Ainsi, les mouvements internationaux de monnaie, s'ils ne sont pas de nature transitoire et donc rapidement éliminés par des mouvements en sens contraire, ont toujours pour origine des variations de la demande de monnaie. Il s'ensuit dès lors qu'un pays où les moyens fiduciaires ne sont pas employés n'a aucun risque de perdre son stock de monnaie au profit d'autres pays. Une pénurie ou une surabondance de monnaie ne peuvent pas plus être permanentes pour une nation que pour un individu. Au final, elles sont dispersées uniformément parmi tous les agents économiques qui utilisent le même bien économique comme moyen d'échange commun, et, naturellement, leurs effets sur la valeur objective de la monnaie, qui conduisent à l'ajustement entre le stock et la demande de monnaie, sont finalement uniformes pour tous les agents économiques. Les mesures de politique économique qui ont pour but d'accroître la quantité de monnaie en circulation dans un pays ne peuvent avoir de succès, tant que la monnaie circule aussi dans d'autres pays, que s'il en résulte un changement des demandes relatives de monnaie. Rien n'est fondamentalement modifié dans tout ceci avec l'emploi de moyens fiduciaires. Tant qu'il reste, malgré l'emploi des moyens fiduciaires, une demande de monnaie au sens strict, elle s'exprimera de la même façon.

Il y a beaucoup de trous dans la doctrine classique des échanges internationaux.
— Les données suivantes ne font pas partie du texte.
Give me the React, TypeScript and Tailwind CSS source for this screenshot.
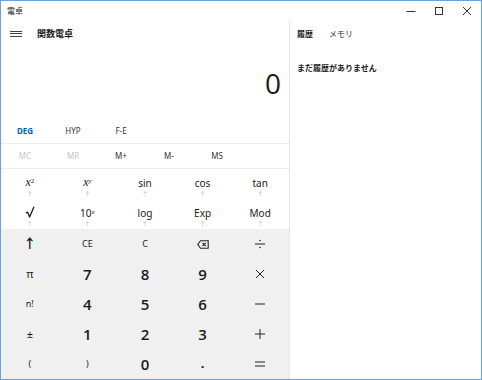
import React from 'react';

const sans = 'font-["Noto_Sans","Noto_Sans_CJK_JP",sans-serif]';

// thin operator glyphs drawn as strokes
const Op = ({ kind }: { kind: string }) => (
  <svg width="12" height="12" viewBox="0 0 12 12" fill="none" stroke="#222" strokeWidth="1">
    {kind === 'div' && (
      <>
        <line x1="1" y1="6" x2="11" y2="6" />
        <circle cx="6" cy="2.5" r="0.8" fill="#222" stroke="none" />
        <circle cx="6" cy="9.5" r="0.8" fill="#222" stroke="none" />
      </>
    )}
    {kind === 'mul' && (
      <>
        <line x1="2" y1="2" x2="10" y2="10" />
        <line x1="10" y1="2" x2="2" y2="10" />
      </>
    )}
    {kind === 'sub' && <line x1="1" y1="6" x2="11" y2="6" />}
    {kind === 'add' && (
      <>
        <line x1="1" y1="6" x2="11" y2="6" />
        <line x1="6" y1="1" x2="6" y2="11" />
      </>
    )}
    {kind === 'eq' && (
      <>
        <line x1="1" y1="4" x2="11" y2="4" />
        <line x1="1" y1="8" x2="11" y2="8" />
      </>
    )}
  </svg>
);

const Backspace = () => (
  <svg width="12" height="9" viewBox="0 0 12 9" fill="none" stroke="#222" strokeWidth="1.1">
    <path d="M3.5 0.8 H11.2 V8.2 H3.5 L0.8 4.5 Z" />
    <line x1="5.5" y1="2.8" x2="8.8" y2="6.2" />
    <line x1="8.8" y1="2.8" x2="5.5" y2="6.2" />
  </svg>
);

const Root = () => (
  <svg width="10" height="12" viewBox="0 0 10 12" fill="none" stroke="#1a1a1a" strokeWidth="1.3" strokeLinejoin="round">
    <path d="M0.8 7 L2.6 6.2 L4.6 11 L9 0.8" />
  </svg>
);

const Shift = () => <span className="text-[6px] leading-none text-[#b5b5b5] mt-[3px]">↑</span>;

const FuncKey = ({ children }: { children: React.ReactNode }) => (
  <button className="h-[30px] flex flex-col items-center justify-end pb-[2px] bg-white">
    <span className="text-[10px] leading-none text-[#1a1a1a] h-[12px] flex items-end">{children}</span>
    <Shift />
  </button>
);

const Italic = ({ base, sup, supItalic = true }: { base: string; sup: string; supItalic?: boolean }) => (
  <span className="font-['Liberation_Serif',serif] text-[12px] leading-none">
    <i>{base}</i>
    <sup className={`text-[7px] ${supItalic ? 'italic' : ''}`}>{sup}</sup>
  </span>
);

const lower: { label: React.ReactNode; digit?: boolean }[][] = [
  [
    { label: <span className="text-[13px] font-bold">↑</span> },
    { label: <span className="text-[9px]">CE</span> },
    { label: <span className="text-[9px]">C</span> },
    { label: <Backspace /> },
    { label: <Op kind="div" /> },
  ],
  [
    { label: <span className="text-[11px]">π</span> },
    { label: '7', digit: true },
    { label: '8', digit: true },
    { label: '9', digit: true },
    { label: <Op kind="mul" /> },
  ],
  [
    { label: <span className="text-[9px]">n!</span> },
    { label: '4', digit: true },
    { label: '5', digit: true },
    { label: '6', digit: true },
    { label: <Op kind="sub" /> },
  ],
  [
    { label: <span className="text-[11px]">±</span> },
    { label: '1', digit: true },
    { label: '2', digit: true },
    { label: '3', digit: true },
    { label: <Op kind="add" /> },
  ],
  [
    { label: <span className="text-[9px]">(</span> },
    { label: <span className="text-[9px]">)</span> },
    { label: '0', digit: true },
    { label: <span className="text-[13px] font-bold">.</span> },
    { label: <Op kind="eq" /> },
  ],
];

export default function App() {
  return (
    <div className={`w-[482px] h-[380px] border border-[#6aa4dc] bg-white flex flex-col overflow-hidden text-[#1a1a1a] ${sans}`}>
      {/* title bar */}
      <div className="h-[19px] flex items-center shrink-0">
        <span className="pl-[6px] text-[8px] leading-none">電卓</span>
        <div className="ml-auto flex h-full">
          <div className="w-[28px] flex items-center justify-center">
            <svg width="10" height="10" viewBox="0 0 10 10" stroke="#333" strokeWidth="1"><line x1="0.5" y1="5.5" x2="9.5" y2="5.5" /></svg>
          </div>
          <div className="w-[28px] flex items-center justify-center">
            <svg width="10" height="10" viewBox="0 0 10 10" fill="none" stroke="#333" strokeWidth="1"><rect x="1.5" y="1.5" width="7" height="7" /></svg>
          </div>
          <div className="w-[28px] flex items-center justify-center">
            <svg width="10" height="10" viewBox="0 0 10 10" stroke="#333" strokeWidth="1"><line x1="1" y1="1" x2="9" y2="9" /><line x1="9" y1="1" x2="1" y2="9" /></svg>
          </div>
        </div>
      </div>

      <div className="flex flex-1 min-h-0">
        {/* calculator */}
        <div className="w-[288px] flex flex-col">
          <div className="h-[27px] flex items-center shrink-0">
            <div className="w-[36px] flex flex-col items-center gap-[1.5px] pr-[6px]">
              <span className="block w-[12px] h-px bg-[#444]" />
              <span className="block w-[12px] h-px bg-[#444]" />
              <span className="block w-[12px] h-px bg-[#444]" />
            </div>
            <span className="text-[9px] font-bold leading-none">関数電卓</span>
          </div>

          <div className="h-[71px] flex items-center justify-end pr-[8px] shrink-0">
            <span className="text-[28px] leading-none font-['Open_Sans',sans-serif] font-normal">0</span>
          </div>

          <div className="h-[25px] flex items-center shrink-0">
            <span className="w-[48px] text-center text-[8px] font-bold text-[#0063b1]">DEG</span>
            <span className="w-[48px] text-center text-[8px] text-[#333]">HYP</span>
            <span className="w-[48px] text-center text-[8px] text-[#333]">F-E</span>
          </div>

          <div className="h-[25px] flex items-center border-t border-[#ececec] shrink-0">
            <span className="w-[48px] text-center text-[8px] text-[#c4c4c4]">MC</span>
            <span className="w-[48px] text-center text-[8px] text-[#c4c4c4]">MR</span>
            <span className="w-[48px] text-center text-[8px] text-[#333]">M+</span>
            <span className="w-[48px] text-center text-[8px] text-[#333]">M-</span>
            <span className="w-[48px] text-center text-[8px] text-[#333]">MS</span>
          </div>

          <div className="grid grid-cols-5 border-t border-[#ececec] shrink-0">
            <FuncKey><Italic base="x" sup="2" supItalic={false} /></FuncKey>
            <FuncKey><Italic base="x" sup="y" /></FuncKey>
            <FuncKey>sin</FuncKey>
            <FuncKey>cos</FuncKey>
            <FuncKey>tan</FuncKey>
            <FuncKey><Root /></FuncKey>
            <FuncKey>
              <span>10<sup className="text-[7px] italic font-['Liberation_Serif',serif]">x</sup></span>
            </FuncKey>
            <FuncKey>log</FuncKey>
            <FuncKey>Exp</FuncKey>
            <FuncKey>Mod</FuncKey>
          </div>

          <div className="flex-1 grid grid-cols-5 grid-rows-5 bg-[#f0f0f0]">
            {lower.flat().map((k, i) => (
              <button key={i} className="flex items-center justify-center">
                {k.digit ? (
                  <span className="text-[15px] font-semibold font-['Open_Sans',sans-serif] leading-none">{k.label}</span>
                ) : (
                  k.label
                )}
              </button>
            ))}
          </div>
        </div>

        <div className="w-px bg-[#e6e6e6]" />

        {/* history panel */}
        <div className="flex-1 flex flex-col pl-[7px]">
          <div className="h-[27px] flex items-center gap-[16px]">
            <span className="text-[8px] font-bold leading-none">履歴</span>
            <span className="text-[8px] leading-none text-[#333]">メモリ</span>
          </div>
          <div className="mt-[17px] text-[8px] font-bold leading-none">まだ履歴がありません</div>
        </div>
      </div>
    </div>
  );
}
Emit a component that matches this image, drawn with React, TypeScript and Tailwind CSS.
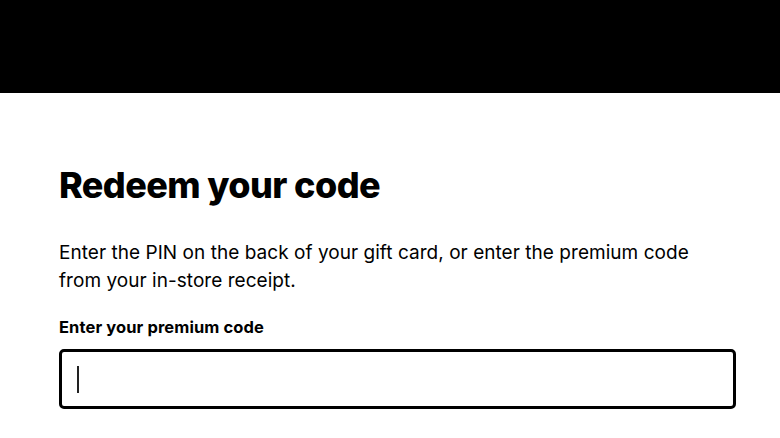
import React from "react";

export default function App() {
  return (
    <div className="min-h-screen w-full bg-white" style={{ fontFamily: "Inter, 'Noto Sans', sans-serif" }}>
      <div className="h-[93px] w-full bg-black" />
      <main className="flex flex-col pl-[59px] pr-[44px] pt-[72px]">
        <h1 className="text-[36px] leading-[40px] font-extrabold tracking-[-0.6px] text-black">Redeem your code</h1>
        <p className="mt-[34px] text-[19px] leading-[28px] tracking-[0.04px] text-black">
          Enter the PIN on the back of your gift card, or enter the premium code
          <br />
          from your in-store receipt.
        </p>
        <label className="mt-[20px] text-[16.5px] leading-[24px] font-bold tracking-[0.1px] text-black">Enter your premium code</label>
        <div className="mt-[10px] flex h-[60px] w-[677px] items-center rounded-[5px] border-[3px] border-black px-[15px]">
          <div className="h-[27px] w-[2px] bg-[#222]" />
        </div>
      </main>
    </div>
  );
}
Elle a été construite à une époque où les relations d'échange internationales étaient largement limitées à des biens présents. Il n'est donc pas surprenant que sa principale référence soit de tels biens et qu'elle ne prenne pas en compte la possibilité d'échanges internationaux de services et de biens présents contre des biens futurs. Il restait à des générations ultérieures d'effectuer les élargissements et les corrections nécessaires, une tâche qui était d'autant plus facile que la seule chose demandée était d'étendre la même doctrine pour englober aussi ces phénomènes. La doctrine classique s'était de plus limitée à la partie du problème représentée par la monnaie métallique. Le traitement qui concernait la monnaie de crédit n'était pas satisfaisant et ce défaut n'a pas encore connu de remède. Ce problème a été considéré trop intensivement du point de vue de la technique du système monétaire et trop peu du point de vue de la théorie des échange de biens. Si l'on avait adopté ce dernier point de vue, il aurait été impossible d'éviter de commencer les recherches avec la proposition qui affirme que la balance commerciale entre deux pays ayant des monnaies différentes doit toujours être en équilibre, sans qu'il apparaisse de déséquilibre qu'il faille corriger par le transport de monnaie. [4] Si nous prenons comme exemple un pays avec étalon-or et un pays avec étalon-argent, il reste la possibilité que la monnaie d'un des deux pays puisse être affectée à un usage non monétaire. Une telle possibilité ne doit naturellement pas être prise en compte. Les relations entre deux pays avec une monnaie décrétée [fiat money] serait le meilleur exemple à prendre : si nous rendons simplement notre exemple plus général en supposant que la monnaie métallique peut être utilisée, alors seul l'usage monétaire de la monnaie métallique doit être considéré. Il est alors immédiatement clair que les biens et les services ne peuvent être payés qu'avec des biens et des services : en dernière analyse, il ne peut pas être question de paiements en monnaie.

 

Notes

[1] La théorie énoncée ici, qui provient de Ricardo, est défendue avec force de nos jours par Cassel, qui utilise le terme de "parité des pouvoirs d'achat" pour le rapport d'échange statique. Cf. Cassel, Money and Foreign Exchange after 1914, Londres, 1922, p. 181.

[2] Cf. Senior, Three Lectures on the Transmission of the Precious Metals from Country to Country and the Mercantile Theory of Wealth, Londres, 1828, pp. 5 et suivantes.

[3] Cf. Ricardo, Principles of Political Economy and taxation (Works ed McCulloch, 2ème édition, Londres, 1852), pp. 213 et suivantes ; Herzka, Das Wesen des Geldes, Leipzig 1887, pp. 42 et suivantes ; Kinley, op. cit. pp. 78 et suivantes ; Wieser, Der Geldwert und seine Veränderungen, pp. 530 et suivantes).

[4] Des déplacements transitoires sont possibles, si la monnaie étrangère est acquise par anticipation spéculative d'une réévaluation future.